(begin)

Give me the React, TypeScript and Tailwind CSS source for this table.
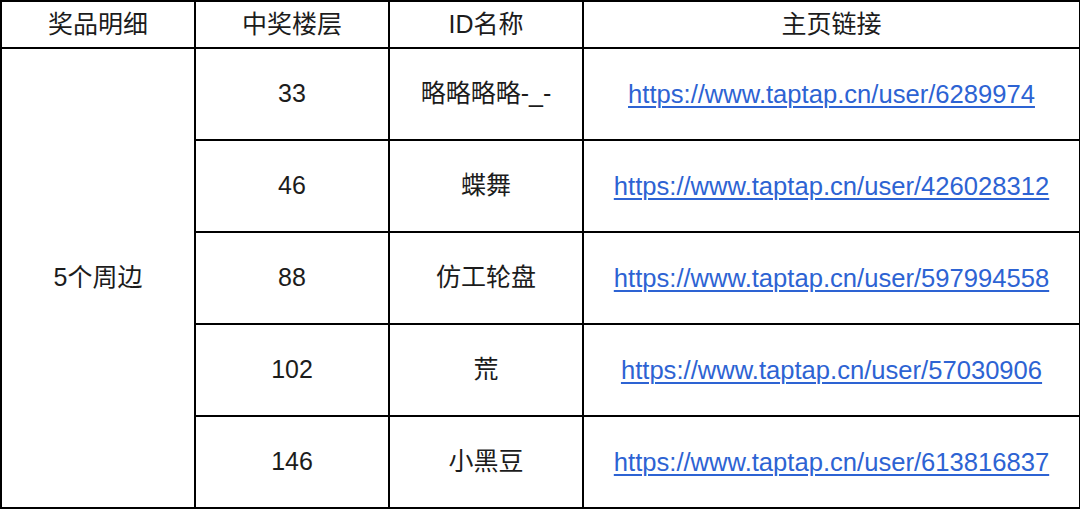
import React from "react";

const rows = [
  { floor: "33", name: "略略略略-_-", url: "https://www.taptap.cn/user/6289974" },
  { floor: "46", name: "蝶舞", url: "https://www.taptap.cn/user/426028312" },
  { floor: "88", name: "仿工轮盘", url: "https://www.taptap.cn/user/597994558" },
  { floor: "102", name: "荒", url: "https://www.taptap.cn/user/57030906" },
  { floor: "146", name: "小黑豆", url: "https://www.taptap.cn/user/613816837" },
];

export default function App() {
  return (
    <div className="w-[1080px] h-[509px] bg-white overflow-hidden">
      <table
        className="table-fixed border-collapse w-[1079px] text-[25px] text-[#1c1c1c]"
        style={{ fontFamily: '"Liberation Sans", Arial, "Noto Sans CJK SC", sans-serif' }}
      >
        <colgroup>
          <col className="w-[194px]" />
          <col className="w-[194px]" />
          <col className="w-[194px]" />
          <col className="w-[497px]" />
        </colgroup>
        <thead>
          <tr className="h-[47px]">
            <th className="border-2 border-black font-normal text-center p-0">奖品明细</th>
            <th className="border-2 border-black font-normal text-center p-0">中奖楼层</th>
            <th className="border-2 border-black font-normal text-center p-0">ID名称</th>
            <th className="border-2 border-black font-normal text-center p-0">主页链接</th>
          </tr>
        </thead>
        <tbody>
          {rows.map((r, i) => (
            <tr key={r.floor} className="h-[92px]">
              {i === 0 && (
                <td rowSpan={5} className="border-2 border-black text-center p-0">
                  5个周边
                </td>
              )}
              <td className="border-2 border-black text-center p-0">{r.floor}</td>
              <td className="border-2 border-black text-center p-0">{r.name}</td>
              <td className="border-2 border-black text-center p-0">
                <a href="#" className="text-[25.6px] text-[#2d63d3] underline underline-offset-[3px] decoration-[1.5px]">
                  {r.url}
                </a>
              </td>
            </tr>
          ))}
        </tbody>
      </table>
    </div>
  );
}
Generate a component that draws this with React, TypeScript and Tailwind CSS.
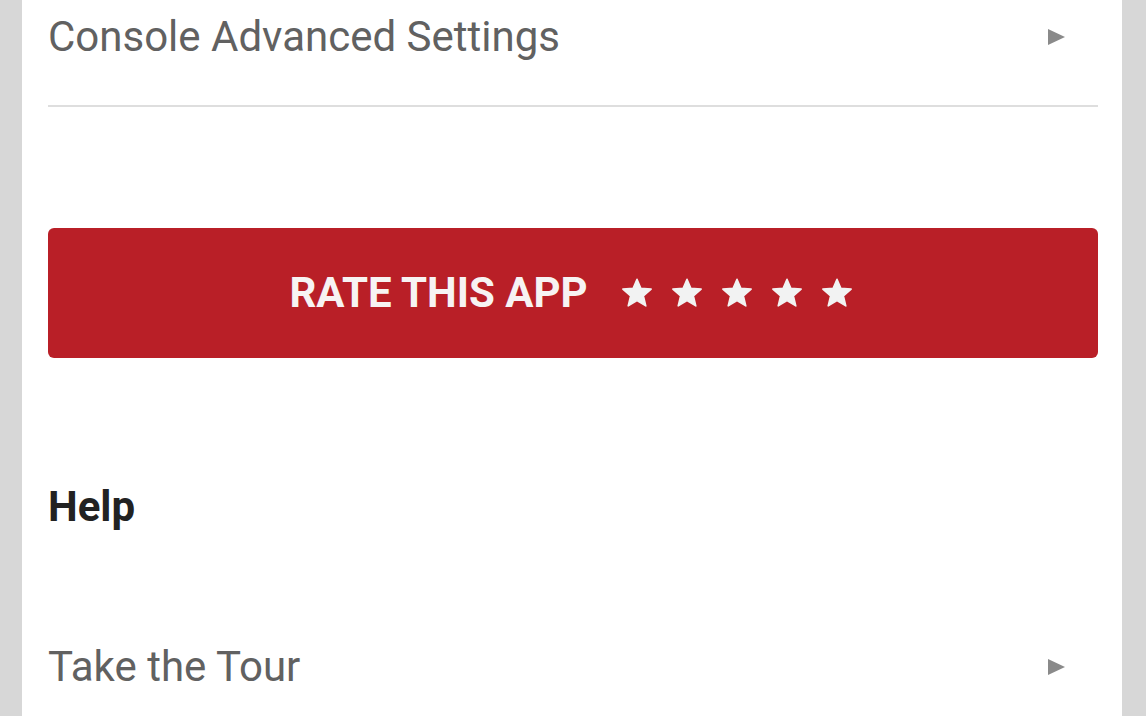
import type { ReactNode } from "react";

function Arrow() {
  return (
    <svg width="17" height="16" viewBox="0 0 17 16" className="shrink-0">
      <path d="M0 0 L17 8 L0 16 Z" fill="#8a8a8a" />
    </svg>
  );
}

function Star() {
  return (
    <svg width="32" height="31" viewBox="0 0 24 23" className="shrink-0">
      <path
        d="M12 0.8 L14.9 7.6 L22.6 8.2 L16.8 13.3 L18.6 20.8 L12 16.8 L5.4 20.8 L7.2 13.3 L1.4 8.2 L9.1 7.6 Z"
        fill="#f2f2f2"
        stroke="#f2f2f2"
        strokeWidth="1.2"
        strokeLinejoin="round"
      />
    </svg>
  );
}

function Row({ children }: { children: ReactNode }) {
  return (
    <div className="flex items-center justify-between">
      <span className="text-[42px] leading-[48px] text-[#616161]">{children}</span>
      <span className="mr-[33px]">
        <Arrow />
      </span>
    </div>
  );
}

export default function App() {
  return (
    <div
      className="h-[716px] w-full overflow-hidden bg-[#d7d7d7] pl-[22px] pr-[24px]"
      style={{ fontFamily: "Roboto, 'Liberation Sans', sans-serif" }}
    >
      <div className="flex h-full flex-col bg-white pl-[26px] pr-[24px]">
        <div className="pt-[13px]">
          <Row>Console Advanced Settings</Row>
        </div>
        <div className="mt-[44px] h-[2px] bg-[#dedede]" />

        <button className="mt-[121px] flex h-[130px] w-full items-center justify-center rounded-[6px] bg-[#b91f27] pr-[4px]">
          <span className="text-[42px] font-bold leading-[48px] text-[#f7f3f3]">RATE THIS APP</span>
          <span className="ml-[33px] flex gap-[18px]">
            <Star />
            <Star />
            <Star />
            <Star />
            <Star />
          </span>
        </button>

        <h2 className="mt-[125px] text-[42px] font-bold leading-[48px] text-[#222222]">Help</h2>

        <div className="mt-[112px]">
          <Row>Take the Tour</Row>
        </div>
      </div>
    </div>
  );
}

(end)

From the records, copy every line that has the string "table" in it.

Give me the React, TypeScript and Tailwind CSS source for this table.
      <table
        className="table-fixed border-collapse w-[1079px] text-[25px] text-[#1c1c1c]"
      </table>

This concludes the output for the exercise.